What milestones did you have to overcome in order to get where you are today?
I had to overcome a lot of paralysing self-doubt. I spent most of my career until recently feeling absolutely terrified that I wasn’t good enough and that I’d be found out. I never thought about this as imposter syndrome – it just seemed so real to me. Now I just think: OK, just do your best, it doesn’t have to be perfect – it just has to get done.
Tell us about a key moment in your life when you felt most proud of yourself?
I think publishing four books probably does it! But I’m also really proud of the work I’ve done for Broadly on Unfollow Me, our campaign to raise awareness of stalking and domestic abuse. It’s just been nominated for an Amnesty International award.

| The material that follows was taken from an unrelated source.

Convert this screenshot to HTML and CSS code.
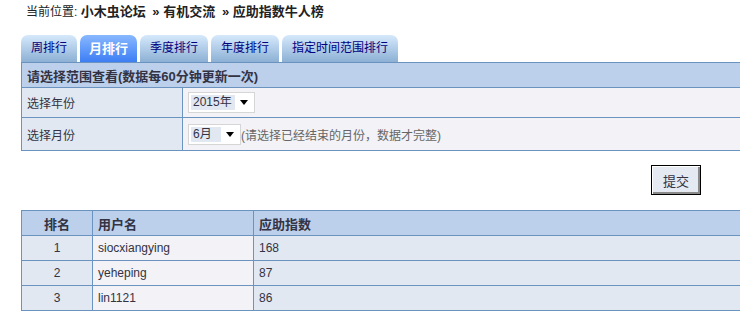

How do you think your upbringing might have shaped your outlook on life and wellness?
I grew up in Singapore which is food-obsessed. So a good life, to me, always has something to do with good food. I think I would die if I got put on a Huel diet.
I’ve previously read that you are often the person in your work and friendship circle that encourage others to go after the pay they deserve, could you tell us more about this role as a friend, who is Zing outside of Broadly?
I don’t know if any of my friends would agree with this, but I hope I’m always the person they can talk to about work or anything deep and emotional. If nothing else, because I’m actually very bad at small talk.
How would you describe a perfect day?
See my previous answer on food – beginning it and ending it with a great meal. Preferably somewhere sunny.
What are your top places to visit this year?
I just came back from Baja California and I’m desperate to visit the rest of Mexico.
Do you have anything that you’re currently working on that you’re excited to share with us?
I'm currently working on a podcast about successful women with Ace & Tate called Career Girls. In each episode, I meet a woman I admire to talk about how she built her career from the ground up – missteps, teething problems, and all.